La précarité est toujours là

Fac payante : "une annonce inquiétante" pour les étudiants réunionnais

  • Publié le 22 janvier 2022 à 13:00
  • Actualisé le 24 janvier 2022 à 06:16

Le remboursement de l'université pour les boursiers est remis en cause. C'est ce qu'a fait comprendre le président de La République lors de la conférence des présidents d'université, jeudi 13 janvier 2022. La mesure toucherait un tiers des étudiants en France. La précarité étudiante, elle, s'est amplifiée depuis 2020 à cause de la crise sanitaire et les étudiants de La Réunion sont directement impactés. L'émergence d'établissements "à l'américaine" empêche les jeunes boursier.e.s de suivre des études supérieures à bas coût, selon certain.e.s. L'annonce est "inquiétante", alors que l'accès à l'université doit rester "un droit fondamental" (Photo d'illustration rb/www.ipreunion.com)

"On ne pourra pas rester durablement dans un système où l’enseignement supérieur n’a aucun prix pour la quasi-totalité des étudiants", un système de l’enseignement supérieur "où un tiers des étudiants sont boursiers et où, pourtant, nous avons tant de précarité étudiante et une difficulté à financer un modèle qui est beaucoup plus financé sur l’argent public que partout dans le monde pour répondre à la compétition internationale" a déclaré Emmanuel Macron lors de son discours de clôture du 50ème anniversaire du congrès des présidents d’université.

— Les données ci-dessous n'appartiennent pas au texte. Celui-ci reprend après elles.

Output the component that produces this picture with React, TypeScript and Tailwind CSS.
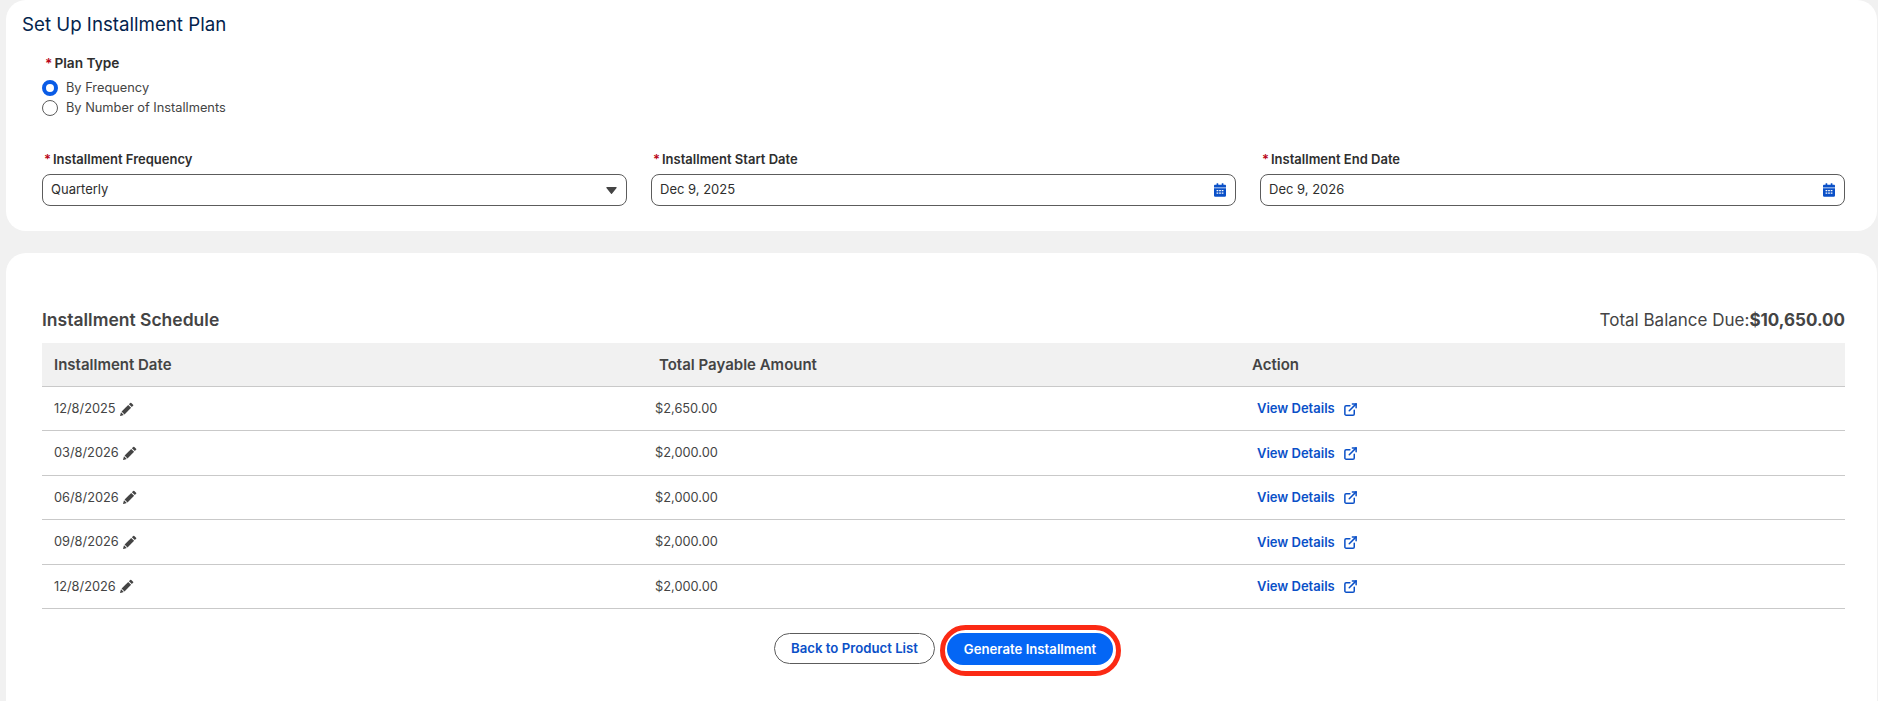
import { ExternalLink } from 'lucide-react'

const rows = [
  { date: '12/8/2025', amount: '$2,650.00' },
  { date: '03/8/2026', amount: '$2,000.00' },
  { date: '06/8/2026', amount: '$2,000.00' },
  { date: '09/8/2026', amount: '$2,000.00' },
  { date: '12/8/2026', amount: '$2,000.00' },
]

function Label({ text }: { text: string }) {
  return (
    <div className="flex items-center pl-[2px] text-[13px] leading-[18px] font-semibold text-[#2e2e2e]">
      <span className="mr-[2px] text-[#ba0517]">*</span>
      {text}
    </div>
  )
}

function CalendarIcon() {
  return (
    <svg width="12" height="14" viewBox="0 0 14 16" fill="#0a50c8">
      <rect x="3" y="0" width="2" height="3" rx="0.5" />
      <rect x="9" y="0" width="2" height="3" rx="0.5" />
      <path d="M1 2h12a1 1 0 0 1 1 1v2H0V3a1 1 0 0 1 1-1z" />
      <path
        fillRule="evenodd"
        d="M0 6h14v8.500a1.500 1.500 0 0 1-1.500 1.500h-11A1.500 1.500 0 0 1 0 14.500zM3 8v1.500h2V8zm3 0v1.500h2V8zm3 0v1.500h2V8zm-6 3v1.500h2V11zm3 0v1.500h2V11zm3 0v1.500h2V11z"
      />
    </svg>
  )
}

function PencilIcon() {
  return (
    <svg width="14" height="14" viewBox="0 0 14 14" fill="#444444">
      <path d="M10.200.900a.8.8 0 0 1 1.100 0l1.800 1.800a.8.8 0 0 1 0 1.100l-1.300 1.300-2.900-2.900z" />
      <path d="M8.200 2.900l2.900 2.900-6.600 6.600-2.900-2.900z" />
      <path d="M1 10.200l2.800 2.800-3.300.9a.3.3 0 0 1-.4-.4z" />
    </svg>
  )
}

function DateField({ label, value }: { label: string; value: string }) {
  return (
    <div>
      <Label text={label} />
      <div className="mt-[6px] flex h-[32px] items-center justify-between rounded-[8px] border border-[#5c5c5c] pl-[8px] pr-[9px] text-[13px] text-[#2e2e2e]">
        <span>{value}</span>
        <CalendarIcon />
      </div>
    </div>
  )
}

export default function App() {
  return (
    <div className="h-[701px] overflow-hidden bg-[#f1f1f1] pl-[6px] pr-[1px] font-['Inter',sans-serif]">
      <section className="h-[231px] rounded-[20px] bg-white">
        <h1 className="pl-[16px] pt-[13px] text-[18.700px] leading-[24px] text-[#03234d]">Set Up Installment Plan</h1>

        <div className="pl-[39px] pt-[17px] text-[13.700px] leading-[18px] font-semibold text-[#2e2e2e]">
          <span className="mr-[2px] text-[#ba0517]">*</span>
          Plan Type
        </div>
        <div className="mt-[6px] pl-[36px] text-[12.800px] leading-[20px] text-[#444444]">
          <div className="flex items-center gap-[8px]">
            <span className="h-[16px] w-[16px] rounded-full border-[4px] border-[#0a5ce6] bg-white" />
            By Frequency
          </div>
          <div className="flex items-center gap-[8px]">
            <span className="h-[16px] w-[16px] rounded-full border border-[#5c5c5c] bg-white" />
            By Number of Installments
          </div>
        </div>

        <div className="mt-[32px] grid grid-cols-3 gap-x-[24px] pl-[36px] pr-[32px]">
          <div>
            <Label text="Installment Frequency" />
            <div className="mt-[6px] flex h-[32px] items-center justify-between rounded-[8px] border border-[#5c5c5c] pl-[8px] pr-[9px] text-[13px] text-[#2e2e2e]">
              <span>Quarterly</span>
              <svg width="11" height="7" viewBox="0 0 12 8" fill="#444444">
                <path d="M.700 0h10.600c.500 0 .800.600.500 1L6.500 7.600a.6.6 0 0 1-1 0L.200 1C-.100.600.200 0 .700 0z" />
              </svg>
            </div>
          </div>
          <DateField label="Installment Start Date" value="Dec 9, 2025" />
          <DateField label="Installment End Date" value="Dec 9, 2026" />
        </div>
      </section>

      <section className="mt-[22px] h-[470px] rounded-[20px] bg-white pl-[36px] pr-[32px] pt-[55px]">
        <div className="flex items-center justify-between text-[#444444]">
          <h2 className="text-[17.500px] leading-[24px] font-semibold">Installment Schedule</h2>
          <div className="text-[17px] leading-[24px]">
            Total Balance Due:<span className="font-bold">$10,650.00</span>
          </div>
        </div>

        <div className="mt-[11px] grid h-[44px] grid-cols-[605px_593px_1fr] items-center border-b border-[#c9c9c9] bg-[#f1f1f1] pt-[1px] text-[15px] font-semibold text-[#444444]">
          <div className="pl-[12px]">Installment Date</div>
          <div className="pl-[12px]">Total Payable Amount</div>
          <div className="pl-[12px]">Action</div>
        </div>

        {rows.map((row) => (
          <div
            key={row.date}
            className="grid h-[44.400px] grid-cols-[605px_593px_1fr] items-center border-b border-[#c9c9c9] text-[12.800px] text-[#444444]"
          >
            <div className="flex items-center gap-[4px] pl-[12px]">
              {row.date}
              <PencilIcon />
            </div>
            <div className="pl-[8px]">{row.amount}</div>
            <div className="flex items-center gap-[8px] pl-[17px] pt-[1px] text-[13px] font-semibold text-[#0a50c8]">
              View Details
              <ExternalLink size={15} strokeWidth={2.4} />
            </div>
          </div>
        ))}

        <div className="mt-[16px] flex items-start justify-center gap-[5px] pl-[8px] text-[13.200px] font-semibold">
          <button className="mt-[8px] h-[31px] w-[161px] rounded-full border border-[#5c5c5c] bg-white pt-[1px] text-[#0a50c8]">
            Back to Product List
          </button>
          <div className="rounded-full border-[5px] border-[#fb2a14] pb-[6px] pl-[2px] pr-[3px] pt-[3px]">
            <button className="block h-[32px] w-[166px] rounded-full bg-[#0466f5] pt-[1px] text-white">
              Generate Installment
            </button>
          </div>
        </div>
      </section>
    </div>
  )
}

"Nous avons besoin d’avoir une nouvelle politique d’investissement pour pleinement projeter nos universités dans la compétition scientifique du 21ème siècle" déclare-t-il à 25min12. Regardez :

Le chef de l'Etat a d'ailleurs défendu son bilan pour l'enseignement supérieur avant de présenter les réformes à venir dont la fin de la quasi-gratuité des études. Il s'est aussi exprimé sur le budget alloué à l'enseignement supérieur, le quatrième plus important du gouvernement.

Depuis 2017, le budget alloué à l'Enseignement supérieur est passé de 22,2 milliards à 24,6 milliards d'euros, un budget trop conséquent pour Emmanuel Macron qui veut appeler à revoir la gouvernance des universités. "Oui, nous devons aller vers plus d’autonomie en termes d’organisation, de financement, de ressources humaines" a-t-il déclaré.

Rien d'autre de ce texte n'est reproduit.